> Stated problem
Word for word, copy all the data and drop the pictures.

> Collected material
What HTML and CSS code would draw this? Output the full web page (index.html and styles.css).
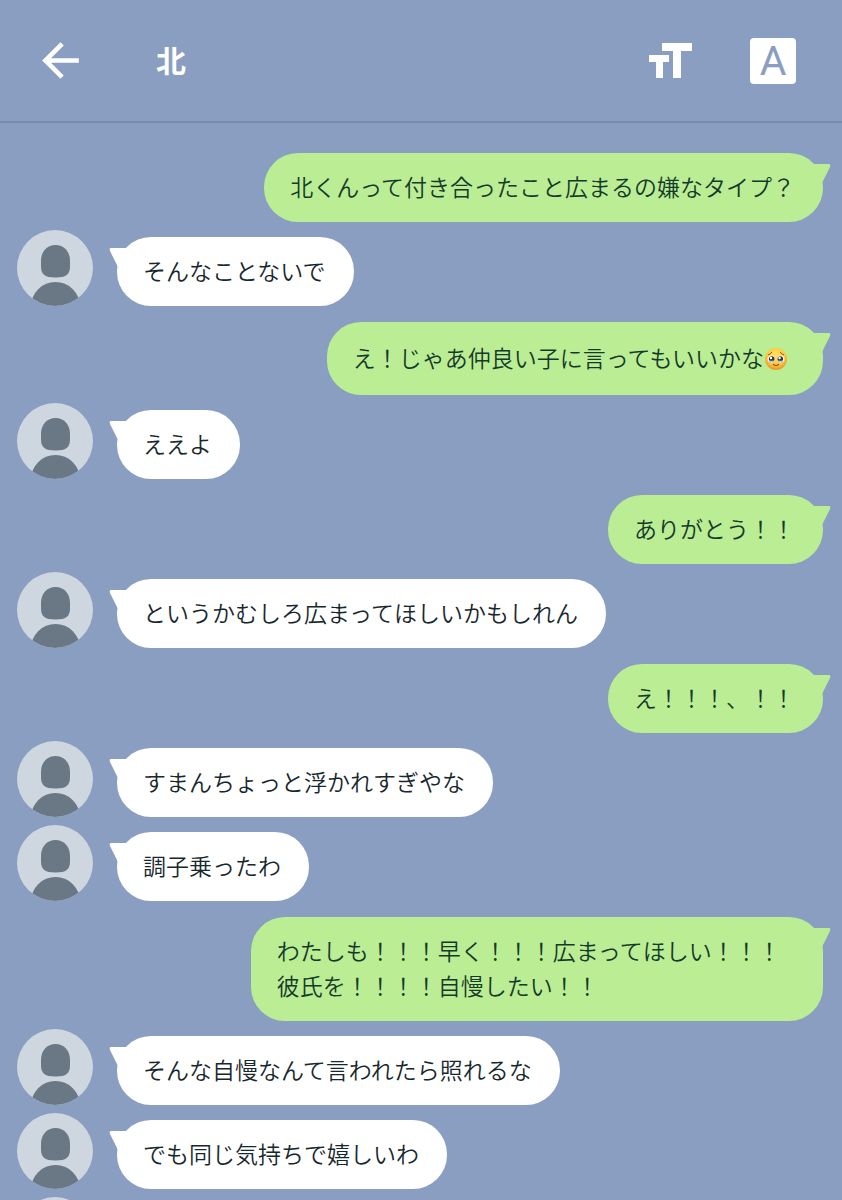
FILE: index.html
```html
<!DOCTYPE html>
<html lang="ja">
<head>
  <meta charset="UTF-8">
  <meta name="viewport" content="width=device-width, initial-scale=1.0">
  <title>北</title>
  <link rel="stylesheet" href="styles.css">
</head>
<body>
  <svg class="symbols" aria-hidden="true">
    <symbol id="avatar" viewBox="0 0 76 76">
      <clipPath id="avatar-clip"><circle cx="38" cy="38" r="38"/></clipPath>
      <circle cx="38" cy="38" r="38" fill="#ced6e0"/>
      <g clip-path="url(#avatar-clip)" fill="#6a7886">
        <path d="M38.500 15c8.500 0 14.500 6.500 14.500 16v5.500c0 8-4 11-14.500 11s-14.500-3-14.500-11v-5.500c0-9.500 6-16 14.500-16z"/>
        <circle cx="38.500" cy="76.500" r="24.500"/>
      </g>
    </symbol>
  </svg>

  <header class="header">
    <a class="icon-button" href="#" aria-label="戻る">
      <svg width="55" height="55" viewBox="0 0 24 24"><path fill="#fff" d="M20 11H7.830l5.590-5.590L12 4l-8 8 8 8 1.410-1.410L7.830 13H20z"/></svg>
    </a>
    <h1 class="title">北</h1>
    <button class="icon-button" type="button" aria-label="文字サイズ">
      <svg width="44" height="36" viewBox="0 0 44 36" fill="#fff">
        <path d="M13 0h30v8H32v27h-8V8H13z"/>
        <path d="M0 12h20v7h-6v16H7V19H0z"/>
      </svg>
    </button>
    <button class="letter-button" type="button">A</button>
  </header>

  <main class="chat">
    <div class="message sent">
      <p class="bubble">北くんって付き合ったこと広まるの嫌なタイプ？</p>
    </div>
    <div class="message received">
      <svg class="avatar"><use href="#avatar"/></svg>
      <p class="bubble">そんなことないで</p>
    </div>
    <div class="message sent">
      <p class="bubble with-emoji">え！じゃあ仲良い子に言ってもいいかな<svg class="emoji" role="img" aria-label="🥺" viewBox="0 0 24 24">
        <defs>
          <radialGradient id="face" cx="50%" cy="35%" r="65%">
            <stop offset="0" stop-color="#ffe468"/>
            <stop offset="0.650" stop-color="#fcc63c"/>
            <stop offset="1" stop-color="#e8912a"/>
          </radialGradient>
        </defs>
        <circle cx="12" cy="12" r="11" fill="url(#face)"/>
        <path d="M4 8q2-.500 4-3M20 8q-2-.500-4-3" fill="none" stroke="#9c5a1c" stroke-width="1"/>
        <circle cx="7.200" cy="12" r="3.500" fill="#fff"/>
        <circle cx="16.800" cy="12" r="3.500" fill="#fff"/>
        <circle cx="7.700" cy="12" r="2.800" fill="#3b3431"/>
        <circle cx="16.300" cy="12" r="2.800" fill="#3b3431"/>
        <path d="M5 13.800q2.200 1.600 4.600 0M14.400 13.800q2.200 1.600 4.600 0" fill="none" stroke="#9cc8ea" stroke-width="1.500"/>
        <circle cx="7" cy="11" r="1.200" fill="#fff"/>
        <circle cx="15.600" cy="11" r="1.200" fill="#fff"/>
        <path d="M9.500 17.500q2.500 2 5 0" fill="none" stroke="#8a4a17" stroke-width="1.200" stroke-linecap="round"/>
      </svg></p>
    </div>
    <div class="message received">
      <svg class="avatar"><use href="#avatar"/></svg>
      <p class="bubble">ええよ</p>
    </div>
    <div class="message sent">
      <p class="bubble">ありがとう！！</p>
    </div>
    <div class="message received">
      <svg class="avatar"><use href="#avatar"/></svg>
      <p class="bubble">というかむしろ広まってほしいかもしれん</p>
    </div>
    <div class="message sent">
      <p class="bubble">え！！！、！！</p>
    </div>
    <div class="message received">
      <svg class="avatar"><use href="#avatar"/></svg>
      <p class="bubble">すまんちょっと浮かれすぎやな</p>
    </div>
    <div class="message received">
      <svg class="avatar"><use href="#avatar"/></svg>
      <p class="bubble">調子乗ったわ</p>
    </div>
    <div class="message sent">
      <p class="bubble">わたしも！！！早く！！！広まってほしい！！！彼氏を！！！！自慢したい！！</p>
    </div>
    <div class="message received">
      <svg class="avatar"><use href="#avatar"/></svg>
      <p class="bubble">そんな自慢なんて言われたら照れるな</p>
    </div>
    <div class="message received">
      <svg class="avatar"><use href="#avatar"/></svg>
      <p class="bubble">でも同じ気持ちで嬉しいわ</p>
    </div>
    <div class="message received">
      <svg class="avatar"><use href="#avatar"/></svg>
    </div>
  </main>
</body>
</html>
```
FILE: styles.css
```css
* {
  box-sizing: border-box;
}
body {
  display: flex;
  flex-direction: column;
  height: 100vh;
  margin: 0;
  background-color: #8a9ec1;
  color: #17282d;
  font-family: "Noto Sans CJK JP", sans-serif;
}
.symbols {
  position: absolute;
  width: 0;
  height: 0;
}
.header {
  display: flex;
  flex-shrink: 0;
  align-items: center;
  height: 123px;
  padding: 0 46px 0 33px;
  border-bottom: 2px solid #758bb2;
}
.icon-button {
  display: flex;
  padding: 0;
  border: 0;
  background: none;
}
.title {
  flex: 1;
  margin: 0 0 0 68px;
  padding-bottom: 4px;
  color: #fff;
  font-size: 30px;
  font-weight: 700;
  line-height: 40px;
}
.letter-button {
  width: 46px;
  height: 46px;
  margin-left: 57px;
  padding: 0;
  border: 0;
  border-radius: 4px;
  background-color: #fff;
  color: #8a9ec1;
  font-family: Roboto, sans-serif;
  font-size: 41px;
  font-weight: 400;
  line-height: 46px;
}
.chat {
  display: flex;
  flex: 1;
  flex-direction: column;
  gap: 8px;
  min-height: 0;
  padding: 22px 19px 0 17px;
  overflow-y: auto;
  scrollbar-width: none;
}
.message {
  display: flex;
  flex-shrink: 0;
  align-items: flex-end;
}
.sent {
  justify-content: flex-end;
  margin-top: 8px;
}
.avatar {
  flex-shrink: 0;
  width: 76px;
  height: 76px;
  margin-right: 24px;
}
.bubble {
  position: relative;
  max-width: 71%;
  margin: 0;
  padding: 16px 28px 18px 26px;
  border-radius: 34px;
  background-color: #fff;
  font-size: 23px;
  font-weight: 350;
  line-height: 35px;
}
.sent .bubble {
  background-color: #bbed95;
  color: #153a2a;
}
/* bubble tail */
.bubble::before {
  content: "";
  position: absolute;
  top: 11px;
  left: -8px;
  width: 24px;
  height: 22px;
  background-color: inherit;
  clip-path: path("M2 0H24V22H9V19L1 3Q0 0 2 0Z");
}
.sent .bubble::before {
  right: -8px;
  left: auto;
  transform: scaleX(-1);
}
.sent .with-emoji {
  line-height: 39px;
}
.emoji {
  width: 24px;
  height: 24px;
  margin-right: 7px;
  vertical-align: -4px;
}
```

> Solved exercise
What HTML and CSS code would draw this? Output the full web page (index.html and styles.css).
FILE: index.html
```html
<!DOCTYPE html>
<html lang="ja">
<head>
  <meta charset="UTF-8">
  <meta name="viewport" content="width=device-width, initial-scale=1.0">
  <title>北</title>
  <link rel="stylesheet" href="styles.css">
</head>
<body>
  <svg class="symbols" aria-hidden="true">
    <symbol id="avatar" viewBox="0 0 76 76">
      <clipPath id="avatar-clip"><circle cx="38" cy="38" r="38"/></clipPath>
      <circle cx="38" cy="38" r="38" fill="#ced6e0"/>
      <g clip-path="url(#avatar-clip)" fill="#6a7886">
        <path d="M38.500 15c8.500 0 14.500 6.500 14.500 16v5.500c0 8-4 11-14.500 11s-14.500-3-14.500-11v-5.500c0-9.500 6-16 14.500-16z"/>
        <circle cx="38.500" cy="76.500" r="24.500"/>
      </g>
    </symbol>
  </svg>

  <header class="header">
    <a class="icon-button" href="#" aria-label="戻る">
      <svg width="55" height="55" viewBox="0 0 24 24"><path fill="#fff" d="M20 11H7.830l5.590-5.590L12 4l-8 8 8 8 1.410-1.410L7.830 13H20z"/></svg>
    </a>
    <h1 class="title">北</h1>
    <button class="icon-button" type="button" aria-label="文字サイズ">
      <svg width="44" height="36" viewBox="0 0 44 36" fill="#fff">
        <path d="M13 0h30v8H32v27h-8V8H13z"/>
        <path d="M0 12h20v7h-6v16H7V19H0z"/>
      </svg>
    </button>
    <button class="letter-button" type="button">A</button>
  </header>

  <main class="chat">
    <div class="message sent">
      <p class="bubble">北くんって付き合ったこと広まるの嫌なタイプ？</p>
    </div>
    <div class="message received">
      <svg class="avatar"><use href="#avatar"/></svg>
      <p class="bubble">そんなことないで</p>
    </div>
    <div class="message sent">
      <p class="bubble with-emoji">え！じゃあ仲良い子に言ってもいいかな<svg class="emoji" role="img" aria-label="🥺" viewBox="0 0 24 24">
        <defs>
          <radialGradient id="face" cx="50%" cy="35%" r="65%">
            <stop offset="0" stop-color="#ffe468"/>
            <stop offset="0.650" stop-color="#fcc63c"/>
            <stop offset="1" stop-color="#e8912a"/>
          </radialGradient>
        </defs>
        <circle cx="12" cy="12" r="11" fill="url(#face)"/>
        <path d="M4 8q2-.500 4-3M20 8q-2-.500-4-3" fill="none" stroke="#9c5a1c" stroke-width="1"/>
        <circle cx="7.200" cy="12" r="3.500" fill="#fff"/>
        <circle cx="16.800" cy="12" r="3.500" fill="#fff"/>
        <circle cx="7.700" cy="12" r="2.800" fill="#3b3431"/>
        <circle cx="16.300" cy="12" r="2.800" fill="#3b3431"/>
        <path d="M5 13.800q2.200 1.600 4.600 0M14.400 13.800q2.200 1.600 4.600 0" fill="none" stroke="#9cc8ea" stroke-width="1.500"/>
        <circle cx="7" cy="11" r="1.200" fill="#fff"/>
        <circle cx="15.600" cy="11" r="1.200" fill="#fff"/>
        <path d="M9.500 17.500q2.500 2 5 0" fill="none" stroke="#8a4a17" stroke-width="1.200" stroke-linecap="round"/>
      </svg></p>
    </div>
    <div class="message received">
      <svg class="avatar"><use href="#avatar"/></svg>
      <p class="bubble">ええよ</p>
    </div>
    <div class="message sent">
      <p class="bubble">ありがとう！！</p>
    </div>
    <div class="message received">
      <svg class="avatar"><use href="#avatar"/></svg>
      <p class="bubble">というかむしろ広まってほしいかもしれん</p>
    </div>
    <div class="message sent">
      <p class="bubble">え！！！、！！</p>
    </div>
    <div class="message received">
      <svg class="avatar"><use href="#avatar"/></svg>
      <p class="bubble">すまんちょっと浮かれすぎやな</p>
    </div>
    <div class="message received">
      <svg class="avatar"><use href="#avatar"/></svg>
      <p class="bubble">調子乗ったわ</p>
    </div>
    <div class="message sent">
      <p class="bubble">わたしも！！！早く！！！広まってほしい！！！彼氏を！！！！自慢したい！！</p>
    </div>
    <div class="message received">
      <svg class="avatar"><use href="#avatar"/></svg>
      <p class="bubble">そんな自慢なんて言われたら照れるな</p>
    </div>
    <div class="message received">
      <svg class="avatar"><use href="#avatar"/></svg>
      <p class="bubble">でも同じ気持ちで嬉しいわ</p>
    </div>
    <div class="message received">
      <svg class="avatar"><use href="#avatar"/></svg>
    </div>
  </main>
</body>
</html>
```
FILE: styles.css
```css
* {
  box-sizing: border-box;
}
body {
  display: flex;
  flex-direction: column;
  height: 100vh;
  margin: 0;
  background-color: #8a9ec1;
  color: #17282d;
  font-family: "Noto Sans CJK JP", sans-serif;
}
.symbols {
  position: absolute;
  width: 0;
  height: 0;
}
.header {
  display: flex;
  flex-shrink: 0;
  align-items: center;
  height: 123px;
  padding: 0 46px 0 33px;
  border-bottom: 2px solid #758bb2;
}
.icon-button {
  display: flex;
  padding: 0;
  border: 0;
  background: none;
}
.title {
  flex: 1;
  margin: 0 0 0 68px;
  padding-bottom: 4px;
  color: #fff;
  font-size: 30px;
  font-weight: 700;
  line-height: 40px;
}
.letter-button {
  width: 46px;
  height: 46px;
  margin-left: 57px;
  padding: 0;
  border: 0;
  border-radius: 4px;
  background-color: #fff;
  color: #8a9ec1;
  font-family: Roboto, sans-serif;
  font-size: 41px;
  font-weight: 400;
  line-height: 46px;
}
.chat {
  display: flex;
  flex: 1;
  flex-direction: column;
  gap: 8px;
  min-height: 0;
  padding: 22px 19px 0 17px;
  overflow-y: auto;
  scrollbar-width: none;
}
.message {
  display: flex;
  flex-shrink: 0;
  align-items: flex-end;
}
.sent {
  justify-content: flex-end;
  margin-top: 8px;
}
.avatar {
  flex-shrink: 0;
  width: 76px;
  height: 76px;
  margin-right: 24px;
}
.bubble {
  position: relative;
  max-width: 71%;
  margin: 0;
  padding: 16px 28px 18px 26px;
  border-radius: 34px;
  background-color: #fff;
  font-size: 23px;
  font-weight: 350;
  line-height: 35px;
}
.sent .bubble {
  background-color: #bbed95;
  color: #153a2a;
}
/* bubble tail */
.bubble::before {
  content: "";
  position: absolute;
  top: 11px;
  left: -8px;
  width: 24px;
  height: 22px;
  background-color: inherit;
  clip-path: path("M2 0H24V22H9V19L1 3Q0 0 2 0Z");
}
.sent .bubble::before {
  right: -8px;
  left: auto;
  transform: scaleX(-1);
}
.sent .with-emoji {
  line-height: 39px;
}
.emoji {
  width: 24px;
  height: 24px;
  margin-right: 7px;
  vertical-align: -4px;
}
```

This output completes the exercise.